星野源の文が、何度も何度も、私を引っ張り上げてくれた。




特によみがえる変態の当時は、源さんの中でも足掻くようなまだだ、という気持ちとそれでも認められていく中での嬉しさ、不安、ギャップへの違和感などが筆圧強く語られている。その言葉たちが、どれくらい助けになっただろう。

飛行機の中、泣いてるのを誤魔化しながら読んだあの時間をたぶん、私は一生忘れない。



そして、追いかけるように遅れて好きになったからこそ味わえた「いのちの車窓から」の文たちも。



初めて読んだ時驚いた。そこにいたのは、「それでも生活はつづく」「よみがえる変態」とはまた少し違う源さんだった。
文に柔らかさが増した。筆圧が軽やかになった。だけどそれは決して、ただ「優しい」と表現するのはまた違う。変わらずマグマみたいなのはそこにあるのにそこに地表が生まれて、草花が育ったような、そんな印象すらあった。
文についての源さんの話を読みながら聴きながら「こう見られたい」から少し離れた源さんの「ありのままをそのまま書く」ということをその文から何度も考えた。
オードリーの若林さんの言葉を借りれば「本物のチャカを突きつけてきた」ようにも感じたし、それは私にはより広く深く伝わるように手段を研ぎ澄ませていくことのように感じた。

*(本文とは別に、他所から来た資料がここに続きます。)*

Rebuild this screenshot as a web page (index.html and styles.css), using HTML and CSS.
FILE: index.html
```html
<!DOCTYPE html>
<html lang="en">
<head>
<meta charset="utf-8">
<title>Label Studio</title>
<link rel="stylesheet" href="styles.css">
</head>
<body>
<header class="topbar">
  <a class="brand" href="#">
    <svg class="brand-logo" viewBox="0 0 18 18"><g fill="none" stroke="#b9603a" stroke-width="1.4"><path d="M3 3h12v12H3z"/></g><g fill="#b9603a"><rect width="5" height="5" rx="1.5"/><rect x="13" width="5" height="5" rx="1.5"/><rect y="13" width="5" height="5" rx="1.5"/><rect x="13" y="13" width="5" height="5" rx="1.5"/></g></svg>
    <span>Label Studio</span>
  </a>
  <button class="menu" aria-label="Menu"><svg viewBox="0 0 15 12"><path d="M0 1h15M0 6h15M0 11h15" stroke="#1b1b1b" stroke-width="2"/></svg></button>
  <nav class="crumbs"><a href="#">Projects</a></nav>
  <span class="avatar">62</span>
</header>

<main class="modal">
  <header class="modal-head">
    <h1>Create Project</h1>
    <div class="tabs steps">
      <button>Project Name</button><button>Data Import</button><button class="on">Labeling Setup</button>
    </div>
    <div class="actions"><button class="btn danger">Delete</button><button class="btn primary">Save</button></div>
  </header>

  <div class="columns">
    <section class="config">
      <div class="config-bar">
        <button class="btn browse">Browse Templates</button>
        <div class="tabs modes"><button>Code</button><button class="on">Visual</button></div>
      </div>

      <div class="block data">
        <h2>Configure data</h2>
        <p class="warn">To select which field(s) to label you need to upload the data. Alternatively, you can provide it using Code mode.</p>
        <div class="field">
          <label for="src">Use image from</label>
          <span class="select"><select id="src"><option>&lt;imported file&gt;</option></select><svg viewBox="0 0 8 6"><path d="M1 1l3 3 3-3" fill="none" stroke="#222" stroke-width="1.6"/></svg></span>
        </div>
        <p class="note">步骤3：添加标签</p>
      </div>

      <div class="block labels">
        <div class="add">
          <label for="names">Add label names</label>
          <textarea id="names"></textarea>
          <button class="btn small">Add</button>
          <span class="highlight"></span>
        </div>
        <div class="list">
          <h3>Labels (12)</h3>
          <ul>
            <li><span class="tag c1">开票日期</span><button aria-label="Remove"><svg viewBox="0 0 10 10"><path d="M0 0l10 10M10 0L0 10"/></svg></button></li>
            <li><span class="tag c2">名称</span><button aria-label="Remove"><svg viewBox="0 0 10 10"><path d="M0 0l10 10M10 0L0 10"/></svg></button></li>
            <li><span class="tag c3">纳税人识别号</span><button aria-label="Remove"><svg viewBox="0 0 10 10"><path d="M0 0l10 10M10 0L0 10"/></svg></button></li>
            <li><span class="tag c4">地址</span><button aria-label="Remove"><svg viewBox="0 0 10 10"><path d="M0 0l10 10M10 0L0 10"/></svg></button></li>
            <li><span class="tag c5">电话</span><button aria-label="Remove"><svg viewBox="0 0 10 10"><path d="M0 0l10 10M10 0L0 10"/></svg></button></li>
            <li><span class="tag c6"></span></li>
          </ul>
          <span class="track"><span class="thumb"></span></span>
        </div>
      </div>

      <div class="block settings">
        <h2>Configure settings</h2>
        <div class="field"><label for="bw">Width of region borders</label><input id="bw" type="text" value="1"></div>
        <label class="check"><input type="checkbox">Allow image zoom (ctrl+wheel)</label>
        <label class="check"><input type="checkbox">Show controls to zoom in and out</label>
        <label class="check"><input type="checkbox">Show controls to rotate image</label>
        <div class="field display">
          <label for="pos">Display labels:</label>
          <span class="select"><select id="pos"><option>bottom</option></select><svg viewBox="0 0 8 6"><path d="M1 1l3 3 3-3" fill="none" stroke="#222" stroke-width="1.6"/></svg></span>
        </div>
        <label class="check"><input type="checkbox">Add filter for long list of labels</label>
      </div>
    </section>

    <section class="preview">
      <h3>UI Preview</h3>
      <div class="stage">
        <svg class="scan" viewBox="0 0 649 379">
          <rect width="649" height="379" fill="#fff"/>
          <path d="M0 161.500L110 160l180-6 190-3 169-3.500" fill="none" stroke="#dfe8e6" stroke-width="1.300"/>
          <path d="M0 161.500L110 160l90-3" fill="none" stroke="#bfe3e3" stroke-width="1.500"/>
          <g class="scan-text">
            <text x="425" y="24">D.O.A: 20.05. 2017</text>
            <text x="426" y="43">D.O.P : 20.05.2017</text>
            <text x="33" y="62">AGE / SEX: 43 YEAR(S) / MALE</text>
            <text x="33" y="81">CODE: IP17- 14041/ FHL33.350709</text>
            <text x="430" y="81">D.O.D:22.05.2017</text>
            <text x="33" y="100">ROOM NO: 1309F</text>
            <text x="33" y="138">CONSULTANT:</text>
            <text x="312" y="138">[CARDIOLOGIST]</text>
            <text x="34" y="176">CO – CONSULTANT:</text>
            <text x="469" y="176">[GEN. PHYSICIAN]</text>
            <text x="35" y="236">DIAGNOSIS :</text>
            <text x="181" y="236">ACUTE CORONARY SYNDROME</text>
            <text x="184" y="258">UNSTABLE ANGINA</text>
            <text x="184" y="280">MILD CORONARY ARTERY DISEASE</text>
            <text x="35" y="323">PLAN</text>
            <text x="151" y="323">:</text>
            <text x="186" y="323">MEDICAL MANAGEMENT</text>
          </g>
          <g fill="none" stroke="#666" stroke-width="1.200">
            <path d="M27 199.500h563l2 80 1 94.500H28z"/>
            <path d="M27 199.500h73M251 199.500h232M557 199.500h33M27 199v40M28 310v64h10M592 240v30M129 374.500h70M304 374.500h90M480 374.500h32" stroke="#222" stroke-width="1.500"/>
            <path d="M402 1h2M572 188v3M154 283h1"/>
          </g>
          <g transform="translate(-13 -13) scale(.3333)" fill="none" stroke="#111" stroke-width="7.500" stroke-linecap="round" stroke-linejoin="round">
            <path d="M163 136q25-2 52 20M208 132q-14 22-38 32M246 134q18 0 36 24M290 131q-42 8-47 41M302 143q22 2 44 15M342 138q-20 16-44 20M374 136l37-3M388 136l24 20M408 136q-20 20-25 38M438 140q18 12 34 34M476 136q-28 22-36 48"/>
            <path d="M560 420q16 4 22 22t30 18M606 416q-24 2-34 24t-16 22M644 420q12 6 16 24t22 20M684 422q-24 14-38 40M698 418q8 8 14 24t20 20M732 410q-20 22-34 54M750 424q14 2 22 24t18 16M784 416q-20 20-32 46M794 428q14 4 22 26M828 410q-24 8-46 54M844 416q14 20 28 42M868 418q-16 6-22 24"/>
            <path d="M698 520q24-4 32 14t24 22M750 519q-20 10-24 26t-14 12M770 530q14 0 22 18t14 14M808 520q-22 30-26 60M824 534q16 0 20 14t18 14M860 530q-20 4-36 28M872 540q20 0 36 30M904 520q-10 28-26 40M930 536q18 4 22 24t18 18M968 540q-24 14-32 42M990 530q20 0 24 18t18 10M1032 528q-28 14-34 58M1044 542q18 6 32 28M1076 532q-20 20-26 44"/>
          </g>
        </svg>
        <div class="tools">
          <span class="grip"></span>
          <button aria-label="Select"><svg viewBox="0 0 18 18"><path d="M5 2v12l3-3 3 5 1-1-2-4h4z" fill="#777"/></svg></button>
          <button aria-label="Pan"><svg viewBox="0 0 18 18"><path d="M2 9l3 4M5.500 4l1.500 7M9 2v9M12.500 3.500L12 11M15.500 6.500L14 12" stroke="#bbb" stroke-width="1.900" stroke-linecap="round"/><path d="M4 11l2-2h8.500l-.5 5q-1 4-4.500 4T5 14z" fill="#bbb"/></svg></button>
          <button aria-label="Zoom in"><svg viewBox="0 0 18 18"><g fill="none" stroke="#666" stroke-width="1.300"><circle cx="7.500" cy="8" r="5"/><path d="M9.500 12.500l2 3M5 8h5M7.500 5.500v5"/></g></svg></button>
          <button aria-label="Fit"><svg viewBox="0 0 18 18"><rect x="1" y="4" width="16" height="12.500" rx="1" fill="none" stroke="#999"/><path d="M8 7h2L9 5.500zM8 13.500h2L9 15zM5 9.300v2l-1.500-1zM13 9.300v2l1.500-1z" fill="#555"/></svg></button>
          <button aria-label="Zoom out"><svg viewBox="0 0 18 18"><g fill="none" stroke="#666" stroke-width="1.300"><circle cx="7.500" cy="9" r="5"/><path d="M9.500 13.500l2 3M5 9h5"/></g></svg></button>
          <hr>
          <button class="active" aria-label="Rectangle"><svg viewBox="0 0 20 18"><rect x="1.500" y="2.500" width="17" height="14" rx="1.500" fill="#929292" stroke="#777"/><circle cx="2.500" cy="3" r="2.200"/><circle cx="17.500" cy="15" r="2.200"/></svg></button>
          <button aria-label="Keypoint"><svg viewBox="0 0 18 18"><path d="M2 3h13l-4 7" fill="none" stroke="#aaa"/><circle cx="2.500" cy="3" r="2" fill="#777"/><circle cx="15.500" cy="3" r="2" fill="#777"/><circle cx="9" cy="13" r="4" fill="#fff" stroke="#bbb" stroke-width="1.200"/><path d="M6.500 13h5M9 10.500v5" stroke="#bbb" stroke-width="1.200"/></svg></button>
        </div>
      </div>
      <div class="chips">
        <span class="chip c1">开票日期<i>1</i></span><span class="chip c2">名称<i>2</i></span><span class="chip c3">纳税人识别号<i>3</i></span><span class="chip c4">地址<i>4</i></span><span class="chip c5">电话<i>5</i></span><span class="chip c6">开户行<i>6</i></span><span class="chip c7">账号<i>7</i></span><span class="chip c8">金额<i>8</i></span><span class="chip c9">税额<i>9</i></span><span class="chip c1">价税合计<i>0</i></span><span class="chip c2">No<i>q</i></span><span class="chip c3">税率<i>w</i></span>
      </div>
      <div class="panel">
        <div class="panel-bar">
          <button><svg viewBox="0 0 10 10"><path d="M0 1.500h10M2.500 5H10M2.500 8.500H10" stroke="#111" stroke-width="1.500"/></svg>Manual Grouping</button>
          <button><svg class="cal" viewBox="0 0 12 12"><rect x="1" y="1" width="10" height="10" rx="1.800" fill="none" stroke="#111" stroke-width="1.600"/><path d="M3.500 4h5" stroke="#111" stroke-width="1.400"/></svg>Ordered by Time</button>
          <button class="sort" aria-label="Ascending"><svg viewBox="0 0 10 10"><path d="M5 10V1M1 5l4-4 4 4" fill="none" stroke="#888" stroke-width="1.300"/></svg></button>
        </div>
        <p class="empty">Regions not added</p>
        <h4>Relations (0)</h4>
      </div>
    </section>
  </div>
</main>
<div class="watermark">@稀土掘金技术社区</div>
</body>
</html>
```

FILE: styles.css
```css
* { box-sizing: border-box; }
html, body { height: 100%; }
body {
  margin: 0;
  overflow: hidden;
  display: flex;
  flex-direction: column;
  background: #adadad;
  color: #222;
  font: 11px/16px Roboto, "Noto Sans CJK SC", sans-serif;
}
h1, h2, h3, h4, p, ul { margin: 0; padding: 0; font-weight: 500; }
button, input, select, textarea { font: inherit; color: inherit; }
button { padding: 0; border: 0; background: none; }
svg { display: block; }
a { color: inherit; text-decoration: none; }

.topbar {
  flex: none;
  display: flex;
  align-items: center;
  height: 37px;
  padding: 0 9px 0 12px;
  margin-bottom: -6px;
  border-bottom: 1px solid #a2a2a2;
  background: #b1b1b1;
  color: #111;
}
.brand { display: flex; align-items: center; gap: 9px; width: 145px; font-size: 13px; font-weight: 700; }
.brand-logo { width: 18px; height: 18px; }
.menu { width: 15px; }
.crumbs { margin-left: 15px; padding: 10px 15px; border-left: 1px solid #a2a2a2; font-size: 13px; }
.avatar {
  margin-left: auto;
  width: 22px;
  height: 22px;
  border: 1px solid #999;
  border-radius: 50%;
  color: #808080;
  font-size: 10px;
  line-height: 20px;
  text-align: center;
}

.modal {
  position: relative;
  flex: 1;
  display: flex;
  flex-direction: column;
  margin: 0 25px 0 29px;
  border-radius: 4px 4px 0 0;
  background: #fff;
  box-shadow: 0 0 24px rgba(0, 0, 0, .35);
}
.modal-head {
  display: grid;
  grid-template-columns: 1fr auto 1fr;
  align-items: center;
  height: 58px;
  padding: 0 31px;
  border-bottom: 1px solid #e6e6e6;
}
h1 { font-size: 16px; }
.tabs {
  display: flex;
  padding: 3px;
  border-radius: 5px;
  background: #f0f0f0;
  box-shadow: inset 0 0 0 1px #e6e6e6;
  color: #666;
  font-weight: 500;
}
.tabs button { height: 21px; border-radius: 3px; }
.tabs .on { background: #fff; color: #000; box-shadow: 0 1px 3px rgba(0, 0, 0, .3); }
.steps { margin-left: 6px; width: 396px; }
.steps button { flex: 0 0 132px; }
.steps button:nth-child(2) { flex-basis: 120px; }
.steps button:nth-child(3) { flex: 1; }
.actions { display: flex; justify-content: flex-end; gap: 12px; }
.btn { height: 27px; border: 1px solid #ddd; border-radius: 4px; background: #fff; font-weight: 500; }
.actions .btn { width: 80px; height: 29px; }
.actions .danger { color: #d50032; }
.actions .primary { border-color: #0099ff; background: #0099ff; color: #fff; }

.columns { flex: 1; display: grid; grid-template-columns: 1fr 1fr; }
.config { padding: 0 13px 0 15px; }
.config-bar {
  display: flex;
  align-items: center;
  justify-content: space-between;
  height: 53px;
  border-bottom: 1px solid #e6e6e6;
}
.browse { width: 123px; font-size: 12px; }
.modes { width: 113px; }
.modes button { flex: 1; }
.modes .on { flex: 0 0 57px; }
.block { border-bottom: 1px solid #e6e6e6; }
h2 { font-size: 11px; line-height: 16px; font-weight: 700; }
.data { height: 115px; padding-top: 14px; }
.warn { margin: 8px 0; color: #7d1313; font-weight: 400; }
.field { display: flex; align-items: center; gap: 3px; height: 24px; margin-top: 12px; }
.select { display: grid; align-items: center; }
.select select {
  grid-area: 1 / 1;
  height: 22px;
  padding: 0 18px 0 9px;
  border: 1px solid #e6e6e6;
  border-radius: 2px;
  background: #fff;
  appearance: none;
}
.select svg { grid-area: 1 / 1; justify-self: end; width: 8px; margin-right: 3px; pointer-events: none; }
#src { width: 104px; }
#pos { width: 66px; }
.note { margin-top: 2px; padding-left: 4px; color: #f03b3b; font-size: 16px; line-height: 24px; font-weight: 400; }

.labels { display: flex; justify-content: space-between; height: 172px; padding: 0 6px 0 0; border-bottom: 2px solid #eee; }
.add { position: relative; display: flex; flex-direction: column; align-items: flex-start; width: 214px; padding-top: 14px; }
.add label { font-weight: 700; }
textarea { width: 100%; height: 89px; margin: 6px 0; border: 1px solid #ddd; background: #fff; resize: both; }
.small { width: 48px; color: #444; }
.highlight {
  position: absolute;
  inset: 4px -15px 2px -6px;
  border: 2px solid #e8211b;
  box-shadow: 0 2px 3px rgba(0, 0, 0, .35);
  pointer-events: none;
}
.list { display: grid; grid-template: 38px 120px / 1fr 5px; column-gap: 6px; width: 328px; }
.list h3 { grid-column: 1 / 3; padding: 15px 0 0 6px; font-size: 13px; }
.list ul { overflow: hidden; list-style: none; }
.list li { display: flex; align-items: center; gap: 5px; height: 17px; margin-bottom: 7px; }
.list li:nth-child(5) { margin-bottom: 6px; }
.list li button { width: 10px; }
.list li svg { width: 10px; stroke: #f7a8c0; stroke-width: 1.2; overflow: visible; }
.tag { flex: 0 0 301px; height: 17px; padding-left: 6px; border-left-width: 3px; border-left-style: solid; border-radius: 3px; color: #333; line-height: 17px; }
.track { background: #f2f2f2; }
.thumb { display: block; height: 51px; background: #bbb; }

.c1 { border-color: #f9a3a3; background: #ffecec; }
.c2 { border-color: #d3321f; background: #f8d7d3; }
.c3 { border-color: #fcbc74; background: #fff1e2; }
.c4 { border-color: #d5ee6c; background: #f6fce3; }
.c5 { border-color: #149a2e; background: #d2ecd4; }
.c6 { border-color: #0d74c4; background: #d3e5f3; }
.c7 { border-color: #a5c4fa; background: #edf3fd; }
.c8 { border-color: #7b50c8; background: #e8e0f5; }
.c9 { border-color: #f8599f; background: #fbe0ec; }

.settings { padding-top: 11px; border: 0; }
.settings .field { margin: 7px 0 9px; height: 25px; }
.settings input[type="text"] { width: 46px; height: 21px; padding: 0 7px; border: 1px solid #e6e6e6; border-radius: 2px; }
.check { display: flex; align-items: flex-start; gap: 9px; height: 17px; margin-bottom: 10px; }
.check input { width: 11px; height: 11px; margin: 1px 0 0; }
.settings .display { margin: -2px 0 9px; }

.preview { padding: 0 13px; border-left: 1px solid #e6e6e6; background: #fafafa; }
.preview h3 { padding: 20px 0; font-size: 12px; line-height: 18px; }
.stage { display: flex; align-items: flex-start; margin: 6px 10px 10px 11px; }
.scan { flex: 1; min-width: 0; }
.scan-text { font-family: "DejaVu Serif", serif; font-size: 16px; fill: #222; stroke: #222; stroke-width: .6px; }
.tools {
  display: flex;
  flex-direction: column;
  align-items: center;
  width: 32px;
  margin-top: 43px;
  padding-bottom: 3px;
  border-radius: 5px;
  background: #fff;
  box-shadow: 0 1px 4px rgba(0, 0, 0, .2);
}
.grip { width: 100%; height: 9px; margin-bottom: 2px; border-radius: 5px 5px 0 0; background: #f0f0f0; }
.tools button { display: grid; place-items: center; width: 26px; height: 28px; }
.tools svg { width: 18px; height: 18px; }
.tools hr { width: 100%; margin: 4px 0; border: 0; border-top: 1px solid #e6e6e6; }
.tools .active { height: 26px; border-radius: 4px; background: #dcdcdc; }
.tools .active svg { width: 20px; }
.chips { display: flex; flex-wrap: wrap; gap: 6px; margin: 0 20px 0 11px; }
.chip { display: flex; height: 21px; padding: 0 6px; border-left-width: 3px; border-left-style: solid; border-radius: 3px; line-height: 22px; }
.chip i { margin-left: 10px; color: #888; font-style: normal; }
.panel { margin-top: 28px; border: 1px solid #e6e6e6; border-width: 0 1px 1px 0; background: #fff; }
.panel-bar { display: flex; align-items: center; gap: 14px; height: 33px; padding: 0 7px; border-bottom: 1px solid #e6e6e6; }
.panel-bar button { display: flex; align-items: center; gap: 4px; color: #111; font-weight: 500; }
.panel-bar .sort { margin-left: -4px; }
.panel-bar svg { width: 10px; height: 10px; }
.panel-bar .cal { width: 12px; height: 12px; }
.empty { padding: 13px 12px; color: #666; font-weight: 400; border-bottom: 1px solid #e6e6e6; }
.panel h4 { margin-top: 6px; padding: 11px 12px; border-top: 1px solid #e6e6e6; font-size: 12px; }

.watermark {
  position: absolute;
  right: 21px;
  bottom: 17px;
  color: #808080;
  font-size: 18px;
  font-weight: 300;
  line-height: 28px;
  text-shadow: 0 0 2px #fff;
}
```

各年代の違う源さんの文を短期間で読み進めた私には、そのそれぞれでの変化は希望のようにも思えた。変わり続けること、それでも変わらないもの。その両方を源さんの文は教えてくれた。


それは今も昔も源さんがそのままを伝わる言葉や表現で、創意工夫しながら文にしてきたからに他ならない。


人生は旅だというが、確かにそんな気もする。自分の体を機関車に喩えるなら、この車窓は存外面白い。

そう、「いのちの車窓から」で書いた源さんはいつも文を通してその景色を私たちにも分けてくれていたんだろう。
それは音楽やお芝居、ラジオとはまた違った角度での景色で私は大好きだったのだ。だからこそ、願う。これからも、私は星野源の文が読みたい。





連れ歩きすぎてすっかりぼろぼろになった「よみがえる変態」
だけど、それも含めてこの一冊が大切だからたぶん、買い直せない。